* **Exercise**:
Quote all lines below exactly. Images stay out.
---------- Data extract
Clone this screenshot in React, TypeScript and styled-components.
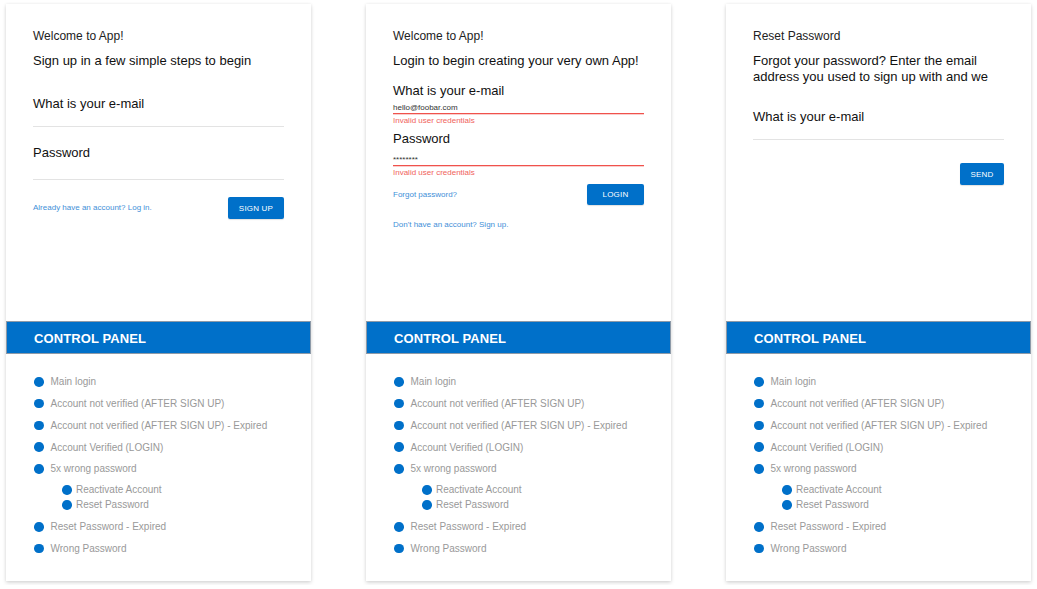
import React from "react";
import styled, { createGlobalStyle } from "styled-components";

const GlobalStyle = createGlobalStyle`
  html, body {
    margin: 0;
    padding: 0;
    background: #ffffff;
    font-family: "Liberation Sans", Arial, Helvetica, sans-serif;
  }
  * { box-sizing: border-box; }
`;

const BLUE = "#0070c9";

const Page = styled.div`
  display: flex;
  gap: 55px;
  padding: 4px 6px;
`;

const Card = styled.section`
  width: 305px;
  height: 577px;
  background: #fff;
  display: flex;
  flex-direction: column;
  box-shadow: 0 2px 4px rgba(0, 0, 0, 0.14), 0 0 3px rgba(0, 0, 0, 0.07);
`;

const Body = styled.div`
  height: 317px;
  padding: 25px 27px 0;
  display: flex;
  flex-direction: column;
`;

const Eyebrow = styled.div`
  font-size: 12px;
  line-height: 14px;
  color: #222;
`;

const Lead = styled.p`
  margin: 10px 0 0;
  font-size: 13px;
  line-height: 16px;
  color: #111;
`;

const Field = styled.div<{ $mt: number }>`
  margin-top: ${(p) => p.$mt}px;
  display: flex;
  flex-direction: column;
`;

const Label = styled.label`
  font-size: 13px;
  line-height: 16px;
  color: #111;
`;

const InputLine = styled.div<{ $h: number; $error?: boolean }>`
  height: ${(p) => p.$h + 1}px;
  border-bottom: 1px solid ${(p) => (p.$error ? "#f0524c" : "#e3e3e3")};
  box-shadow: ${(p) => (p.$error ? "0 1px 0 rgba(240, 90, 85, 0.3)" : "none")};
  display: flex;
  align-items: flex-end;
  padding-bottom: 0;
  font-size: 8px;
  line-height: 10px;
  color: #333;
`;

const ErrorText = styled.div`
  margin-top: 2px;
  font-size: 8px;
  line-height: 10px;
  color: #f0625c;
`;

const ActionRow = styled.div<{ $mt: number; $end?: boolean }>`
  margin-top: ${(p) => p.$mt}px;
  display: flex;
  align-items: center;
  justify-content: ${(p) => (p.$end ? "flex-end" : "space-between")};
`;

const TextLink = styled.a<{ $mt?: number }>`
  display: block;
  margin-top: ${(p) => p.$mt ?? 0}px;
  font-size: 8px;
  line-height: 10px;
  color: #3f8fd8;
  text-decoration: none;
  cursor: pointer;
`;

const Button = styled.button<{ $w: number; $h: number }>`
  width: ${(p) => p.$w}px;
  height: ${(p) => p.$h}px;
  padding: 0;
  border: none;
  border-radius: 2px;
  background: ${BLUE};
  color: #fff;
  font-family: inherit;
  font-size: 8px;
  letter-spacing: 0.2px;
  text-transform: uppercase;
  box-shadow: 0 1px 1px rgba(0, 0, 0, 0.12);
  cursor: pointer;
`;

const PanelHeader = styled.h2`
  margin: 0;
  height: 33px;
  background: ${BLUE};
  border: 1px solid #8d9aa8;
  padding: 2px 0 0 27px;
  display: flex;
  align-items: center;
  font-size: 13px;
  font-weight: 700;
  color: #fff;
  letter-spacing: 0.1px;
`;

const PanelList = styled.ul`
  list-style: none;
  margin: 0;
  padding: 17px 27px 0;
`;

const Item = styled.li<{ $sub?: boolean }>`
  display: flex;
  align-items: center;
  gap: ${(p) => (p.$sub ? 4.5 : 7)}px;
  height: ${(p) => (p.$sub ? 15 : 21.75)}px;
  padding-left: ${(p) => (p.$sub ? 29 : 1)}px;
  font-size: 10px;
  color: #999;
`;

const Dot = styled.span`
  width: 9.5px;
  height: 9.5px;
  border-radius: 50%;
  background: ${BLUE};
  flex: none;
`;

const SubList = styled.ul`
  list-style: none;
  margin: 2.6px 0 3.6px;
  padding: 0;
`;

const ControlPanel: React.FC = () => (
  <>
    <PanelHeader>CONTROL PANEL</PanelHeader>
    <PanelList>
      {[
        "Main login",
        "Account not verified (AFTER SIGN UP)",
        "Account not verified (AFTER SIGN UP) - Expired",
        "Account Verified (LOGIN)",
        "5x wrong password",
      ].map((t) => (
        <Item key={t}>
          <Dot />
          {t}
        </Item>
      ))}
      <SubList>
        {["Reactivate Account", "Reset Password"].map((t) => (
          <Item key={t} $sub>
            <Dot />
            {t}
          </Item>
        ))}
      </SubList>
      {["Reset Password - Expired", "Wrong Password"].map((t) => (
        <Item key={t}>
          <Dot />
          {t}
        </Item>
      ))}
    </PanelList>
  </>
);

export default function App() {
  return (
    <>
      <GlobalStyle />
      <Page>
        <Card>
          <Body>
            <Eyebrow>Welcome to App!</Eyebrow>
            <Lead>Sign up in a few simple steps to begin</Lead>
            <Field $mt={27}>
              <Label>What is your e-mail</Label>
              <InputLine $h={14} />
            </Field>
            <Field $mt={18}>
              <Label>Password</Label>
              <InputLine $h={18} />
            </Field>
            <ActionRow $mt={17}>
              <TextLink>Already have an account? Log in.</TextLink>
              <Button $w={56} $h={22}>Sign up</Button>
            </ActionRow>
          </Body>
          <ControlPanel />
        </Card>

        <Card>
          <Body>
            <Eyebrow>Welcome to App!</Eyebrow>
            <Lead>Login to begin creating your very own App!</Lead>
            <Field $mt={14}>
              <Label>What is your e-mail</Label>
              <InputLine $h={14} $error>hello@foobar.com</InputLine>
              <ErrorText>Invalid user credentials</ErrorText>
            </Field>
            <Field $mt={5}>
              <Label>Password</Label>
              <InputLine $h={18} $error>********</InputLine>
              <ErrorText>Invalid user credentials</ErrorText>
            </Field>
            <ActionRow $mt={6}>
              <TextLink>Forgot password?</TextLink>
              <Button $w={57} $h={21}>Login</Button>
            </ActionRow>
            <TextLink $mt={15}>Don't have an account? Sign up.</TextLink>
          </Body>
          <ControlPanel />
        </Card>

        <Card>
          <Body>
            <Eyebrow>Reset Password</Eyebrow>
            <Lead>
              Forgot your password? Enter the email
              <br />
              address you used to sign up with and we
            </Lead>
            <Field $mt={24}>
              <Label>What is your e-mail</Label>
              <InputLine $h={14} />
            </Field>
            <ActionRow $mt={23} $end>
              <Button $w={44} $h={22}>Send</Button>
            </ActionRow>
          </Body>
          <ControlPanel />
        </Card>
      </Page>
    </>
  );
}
--------------------
* **Task result**:
Clone this screenshot in React, TypeScript and styled-components.
import React from "react";
import styled, { createGlobalStyle } from "styled-components";

const GlobalStyle = createGlobalStyle`
  html, body {
    margin: 0;
    padding: 0;
    background: #ffffff;
    font-family: "Liberation Sans", Arial, Helvetica, sans-serif;
  }
  * { box-sizing: border-box; }
`;

const BLUE = "#0070c9";

const Page = styled.div`
  display: flex;
  gap: 55px;
  padding: 4px 6px;
`;

const Card = styled.section`
  width: 305px;
  height: 577px;
  background: #fff;
  display: flex;
  flex-direction: column;
  box-shadow: 0 2px 4px rgba(0, 0, 0, 0.14), 0 0 3px rgba(0, 0, 0, 0.07);
`;

const Body = styled.div`
  height: 317px;
  padding: 25px 27px 0;
  display: flex;
  flex-direction: column;
`;

const Eyebrow = styled.div`
  font-size: 12px;
  line-height: 14px;
  color: #222;
`;

const Lead = styled.p`
  margin: 10px 0 0;
  font-size: 13px;
  line-height: 16px;
  color: #111;
`;

const Field = styled.div<{ $mt: number }>`
  margin-top: ${(p) => p.$mt}px;
  display: flex;
  flex-direction: column;
`;

const Label = styled.label`
  font-size: 13px;
  line-height: 16px;
  color: #111;
`;

const InputLine = styled.div<{ $h: number; $error?: boolean }>`
  height: ${(p) => p.$h + 1}px;
  border-bottom: 1px solid ${(p) => (p.$error ? "#f0524c" : "#e3e3e3")};
  box-shadow: ${(p) => (p.$error ? "0 1px 0 rgba(240, 90, 85, 0.3)" : "none")};
  display: flex;
  align-items: flex-end;
  padding-bottom: 0;
  font-size: 8px;
  line-height: 10px;
  color: #333;
`;

const ErrorText = styled.div`
  margin-top: 2px;
  font-size: 8px;
  line-height: 10px;
  color: #f0625c;
`;

const ActionRow = styled.div<{ $mt: number; $end?: boolean }>`
  margin-top: ${(p) => p.$mt}px;
  display: flex;
  align-items: center;
  justify-content: ${(p) => (p.$end ? "flex-end" : "space-between")};
`;

const TextLink = styled.a<{ $mt?: number }>`
  display: block;
  margin-top: ${(p) => p.$mt ?? 0}px;
  font-size: 8px;
  line-height: 10px;
  color: #3f8fd8;
  text-decoration: none;
  cursor: pointer;
`;

const Button = styled.button<{ $w: number; $h: number }>`
  width: ${(p) => p.$w}px;
  height: ${(p) => p.$h}px;
  padding: 0;
  border: none;
  border-radius: 2px;
  background: ${BLUE};
  color: #fff;
  font-family: inherit;
  font-size: 8px;
  letter-spacing: 0.2px;
  text-transform: uppercase;
  box-shadow: 0 1px 1px rgba(0, 0, 0, 0.12);
  cursor: pointer;
`;

const PanelHeader = styled.h2`
  margin: 0;
  height: 33px;
  background: ${BLUE};
  border: 1px solid #8d9aa8;
  padding: 2px 0 0 27px;
  display: flex;
  align-items: center;
  font-size: 13px;
  font-weight: 700;
  color: #fff;
  letter-spacing: 0.1px;
`;

const PanelList = styled.ul`
  list-style: none;
  margin: 0;
  padding: 17px 27px 0;
`;

const Item = styled.li<{ $sub?: boolean }>`
  display: flex;
  align-items: center;
  gap: ${(p) => (p.$sub ? 4.5 : 7)}px;
  height: ${(p) => (p.$sub ? 15 : 21.75)}px;
  padding-left: ${(p) => (p.$sub ? 29 : 1)}px;
  font-size: 10px;
  color: #999;
`;

const Dot = styled.span`
  width: 9.5px;
  height: 9.5px;
  border-radius: 50%;
  background: ${BLUE};
  flex: none;
`;

const SubList = styled.ul`
  list-style: none;
  margin: 2.6px 0 3.6px;
  padding: 0;
`;

const ControlPanel: React.FC = () => (
  <>
    <PanelHeader>CONTROL PANEL</PanelHeader>
    <PanelList>
      {[
        "Main login",
        "Account not verified (AFTER SIGN UP)",
        "Account not verified (AFTER SIGN UP) - Expired",
        "Account Verified (LOGIN)",
        "5x wrong password",
      ].map((t) => (
        <Item key={t}>
          <Dot />
          {t}
        </Item>
      ))}
      <SubList>
        {["Reactivate Account", "Reset Password"].map((t) => (
          <Item key={t} $sub>
            <Dot />
            {t}
          </Item>
        ))}
      </SubList>
      {["Reset Password - Expired", "Wrong Password"].map((t) => (
        <Item key={t}>
          <Dot />
          {t}
        </Item>
      ))}
    </PanelList>
  </>
);

export default function App() {
  return (
    <>
      <GlobalStyle />
      <Page>
        <Card>
          <Body>
            <Eyebrow>Welcome to App!</Eyebrow>
            <Lead>Sign up in a few simple steps to begin</Lead>
            <Field $mt={27}>
              <Label>What is your e-mail</Label>
              <InputLine $h={14} />
            </Field>
            <Field $mt={18}>
              <Label>Password</Label>
              <InputLine $h={18} />
            </Field>
            <ActionRow $mt={17}>
              <TextLink>Already have an account? Log in.</TextLink>
              <Button $w={56} $h={22}>Sign up</Button>
            </ActionRow>
          </Body>
          <ControlPanel />
        </Card>

        <Card>
          <Body>
            <Eyebrow>Welcome to App!</Eyebrow>
            <Lead>Login to begin creating your very own App!</Lead>
            <Field $mt={14}>
              <Label>What is your e-mail</Label>
              <InputLine $h={14} $error>hello@foobar.com</InputLine>
              <ErrorText>Invalid user credentials</ErrorText>
            </Field>
            <Field $mt={5}>
              <Label>Password</Label>
              <InputLine $h={18} $error>********</InputLine>
              <ErrorText>Invalid user credentials</ErrorText>
            </Field>
            <ActionRow $mt={6}>
              <TextLink>Forgot password?</TextLink>
              <Button $w={57} $h={21}>Login</Button>
            </ActionRow>
            <TextLink $mt={15}>Don't have an account? Sign up.</TextLink>
          </Body>
          <ControlPanel />
        </Card>

        <Card>
          <Body>
            <Eyebrow>Reset Password</Eyebrow>
            <Lead>
              Forgot your password? Enter the email
              <br />
              address you used to sign up with and we
            </Lead>
            <Field $mt={24}>
              <Label>What is your e-mail</Label>
              <InputLine $h={14} />
            </Field>
            <ActionRow $mt={23} $end>
              <Button $w={44} $h={22}>Send</Button>
            </ActionRow>
          </Body>
          <ControlPanel />
        </Card>
      </Page>
    </>
  );
}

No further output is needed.